--- START ---

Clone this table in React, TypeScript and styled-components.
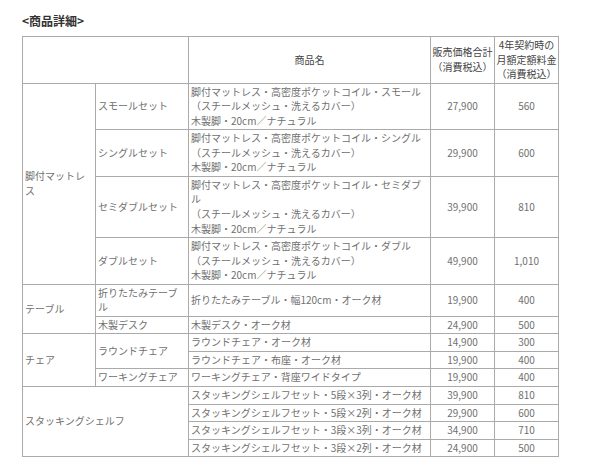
import React from "react";
import styled, { createGlobalStyle } from "styled-components";

const GlobalStyle = createGlobalStyle`
  body {
    margin: 8px;
    background: #fff;
    font-family: "Noto Sans CJK JP", "Noto Sans", sans-serif;
  }
`;

const Page = styled.div`
  padding: 4px 14px 0;
`;

const Title = styled.h3`
  margin: 0 0 6px;
  font-size: 12px;
  line-height: 18px;
  font-weight: bold;
  color: #333;
`;

const Table = styled.table`
  width: 536px;
  table-layout: fixed;
  border-collapse: collapse;
  font-size: 10px;
  line-height: 14.55px;
  color: #707070;
`;

const HeadCell = styled.th`
  border: 1px solid #aaa;
  padding: 1px 0;
  font-weight: normal;
  color: #444;
  text-align: center;
  vertical-align: middle;
  white-space: nowrap;
`;

const Cell = styled.td<{ $align?: "left" | "center" }>`
  border: 1px solid #aaa;
  padding: 1px 2px;
  text-align: ${(p) => p.$align || "left"};
  vertical-align: middle;
  word-break: break-all;
`;

const Price = styled(Cell).attrs({ $align: "center" })``;

interface Item {
  name: React.ReactNode;
  price: string;
  monthly: string;
}

const mattress = (size: string): React.ReactNode => (
  <>
    脚付マットレス・高密度ポケットコイル・{size}
    <br />
    （スチールメッシュ・洗えるカバー）
    <br />
    木製脚・20cm／ナチュラル
  </>
);

const mattressSets: { set: string; item: Item }[] = [
  { set: "スモールセット", item: { name: mattress("スモール"), price: "27,900", monthly: "560" } },
  { set: "シングルセット", item: { name: mattress("シングル"), price: "29,900", monthly: "600" } },
  { set: "セミダブルセット", item: { name: mattress("セミダブル"), price: "39,900", monthly: "810" } },
  { set: "ダブルセット", item: { name: mattress("ダブル"), price: "49,900", monthly: "1,010" } },
];

const shelves: Item[] = [
  { name: "スタッキングシェルフセット・5段×3列・オーク材", price: "39,900", monthly: "810" },
  { name: "スタッキングシェルフセット・5段×2列・オーク材", price: "29,900", monthly: "600" },
  { name: "スタッキングシェルフセット・3段×3列・オーク材", price: "34,900", monthly: "710" },
  { name: "スタッキングシェルフセット・3段×2列・オーク材", price: "24,900", monthly: "500" },
];

const ItemCells = ({ name, price, monthly }: Item) => (
  <>
    <Cell>{name}</Cell>
    <Price>{price}</Price>
    <Price>{monthly}</Price>
  </>
);

const App = () => {
  return (
    <Page>
      <GlobalStyle />
      <Title>&lt;商品詳細&gt;</Title>
      <Table>
        <colgroup>
          <col style={{ width: 73 }} />
          <col style={{ width: 93 }} />
          <col style={{ width: 242 }} />
          <col style={{ width: 64 }} />
          <col style={{ width: 64 }} />
        </colgroup>
        <thead>
          <tr>
            <HeadCell colSpan={2} />
            <HeadCell>商品名</HeadCell>
            <HeadCell>
              販売価格合計
              <br />
              （消費税込）
            </HeadCell>
            <HeadCell>
              4年契約時の
              <br />
              月額定額料金
              <br />
              （消費税込）
            </HeadCell>
          </tr>
        </thead>
        <tbody>
          {mattressSets.map((m, i) => (
            <tr key={m.set}>
              {i === 0 && <Cell rowSpan={4}>脚付マットレス</Cell>}
              <Cell>{m.set}</Cell>
              <ItemCells {...m.item} />
            </tr>
          ))}
          <tr>
            <Cell rowSpan={2}>テーブル</Cell>
            <Cell>折りたたみテーブル</Cell>
            <ItemCells name="折りたたみテーブル・幅120cm・オーク材" price="19,900" monthly="400" />
          </tr>
          <tr>
            <Cell>木製デスク</Cell>
            <ItemCells name="木製デスク・オーク材" price="24,900" monthly="500" />
          </tr>
          <tr>
            <Cell rowSpan={3}>チェア</Cell>
            <Cell rowSpan={2}>ラウンドチェア</Cell>
            <ItemCells name="ラウンドチェア・オーク材" price="14,900" monthly="300" />
          </tr>
          <tr>
            <ItemCells name="ラウンドチェア・布座・オーク材" price="19,900" monthly="400" />
          </tr>
          <tr>
            <Cell>ワーキングチェア</Cell>
            <ItemCells name="ワーキングチェア・背座ワイドタイプ" price="19,900" monthly="400" />
          </tr>
          {shelves.map((s, i) => (
            <tr key={i}>
              {i === 0 && (
                <Cell colSpan={2} rowSpan={4}>
                  スタッキングシェルフ
                </Cell>
              )}
              <ItemCells {...s} />
            </tr>
          ))}
        </tbody>
      </Table>
    </Page>
  );
};

export default App;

--- END ---

● Set problem: Repeat the material above in full and exactly, apart from the pictures.

● Finished exercise:
Clone this table in React, TypeScript and styled-components.
import React from "react";
import styled, { createGlobalStyle } from "styled-components";

const GlobalStyle = createGlobalStyle`
  body {
    margin: 8px;
    background: #fff;
    font-family: "Noto Sans CJK JP", "Noto Sans", sans-serif;
  }
`;

const Page = styled.div`
  padding: 4px 14px 0;
`;

const Title = styled.h3`
  margin: 0 0 6px;
  font-size: 12px;
  line-height: 18px;
  font-weight: bold;
  color: #333;
`;

const Table = styled.table`
  width: 536px;
  table-layout: fixed;
  border-collapse: collapse;
  font-size: 10px;
  line-height: 14.55px;
  color: #707070;
`;

const HeadCell = styled.th`
  border: 1px solid #aaa;
  padding: 1px 0;
  font-weight: normal;
  color: #444;
  text-align: center;
  vertical-align: middle;
  white-space: nowrap;
`;

const Cell = styled.td<{ $align?: "left" | "center" }>`
  border: 1px solid #aaa;
  padding: 1px 2px;
  text-align: ${(p) => p.$align || "left"};
  vertical-align: middle;
  word-break: break-all;
`;

const Price = styled(Cell).attrs({ $align: "center" })``;

interface Item {
  name: React.ReactNode;
  price: string;
  monthly: string;
}

const mattress = (size: string): React.ReactNode => (
  <>
    脚付マットレス・高密度ポケットコイル・{size}
    <br />
    （スチールメッシュ・洗えるカバー）
    <br />
    木製脚・20cm／ナチュラル
  </>
);

const mattressSets: { set: string; item: Item }[] = [
  { set: "スモールセット", item: { name: mattress("スモール"), price: "27,900", monthly: "560" } },
  { set: "シングルセット", item: { name: mattress("シングル"), price: "29,900", monthly: "600" } },
  { set: "セミダブルセット", item: { name: mattress("セミダブル"), price: "39,900", monthly: "810" } },
  { set: "ダブルセット", item: { name: mattress("ダブル"), price: "49,900", monthly: "1,010" } },
];

const shelves: Item[] = [
  { name: "スタッキングシェルフセット・5段×3列・オーク材", price: "39,900", monthly: "810" },
  { name: "スタッキングシェルフセット・5段×2列・オーク材", price: "29,900", monthly: "600" },
  { name: "スタッキングシェルフセット・3段×3列・オーク材", price: "34,900", monthly: "710" },
  { name: "スタッキングシェルフセット・3段×2列・オーク材", price: "24,900", monthly: "500" },
];

const ItemCells = ({ name, price, monthly }: Item) => (
  <>
    <Cell>{name}</Cell>
    <Price>{price}</Price>
    <Price>{monthly}</Price>
  </>
);

const App = () => {
  return (
    <Page>
      <GlobalStyle />
      <Title>&lt;商品詳細&gt;</Title>
      <Table>
        <colgroup>
          <col style={{ width: 73 }} />
          <col style={{ width: 93 }} />
          <col style={{ width: 242 }} />
          <col style={{ width: 64 }} />
          <col style={{ width: 64 }} />
        </colgroup>
        <thead>
          <tr>
            <HeadCell colSpan={2} />
            <HeadCell>商品名</HeadCell>
            <HeadCell>
              販売価格合計
              <br />
              （消費税込）
            </HeadCell>
            <HeadCell>
              4年契約時の
              <br />
              月額定額料金
              <br />
              （消費税込）
            </HeadCell>
          </tr>
        </thead>
        <tbody>
          {mattressSets.map((m, i) => (
            <tr key={m.set}>
              {i === 0 && <Cell rowSpan={4}>脚付マットレス</Cell>}
              <Cell>{m.set}</Cell>
              <ItemCells {...m.item} />
            </tr>
          ))}
          <tr>
            <Cell rowSpan={2}>テーブル</Cell>
            <Cell>折りたたみテーブル</Cell>
            <ItemCells name="折りたたみテーブル・幅120cm・オーク材" price="19,900" monthly="400" />
          </tr>
          <tr>
            <Cell>木製デスク</Cell>
            <ItemCells name="木製デスク・オーク材" price="24,900" monthly="500" />
          </tr>
          <tr>
            <Cell rowSpan={3}>チェア</Cell>
            <Cell rowSpan={2}>ラウンドチェア</Cell>
            <ItemCells name="ラウンドチェア・オーク材" price="14,900" monthly="300" />
          </tr>
          <tr>
            <ItemCells name="ラウンドチェア・布座・オーク材" price="19,900" monthly="400" />
          </tr>
          <tr>
            <Cell>ワーキングチェア</Cell>
            <ItemCells name="ワーキングチェア・背座ワイドタイプ" price="19,900" monthly="400" />
          </tr>
          {shelves.map((s, i) => (
            <tr key={i}>
              {i === 0 && (
                <Cell colSpan={2} rowSpan={4}>
                  スタッキングシェルフ
                </Cell>
              )}
              <ItemCells {...s} />
            </tr>
          ))}
        </tbody>
      </Table>
    </Page>
  );
};

export default App;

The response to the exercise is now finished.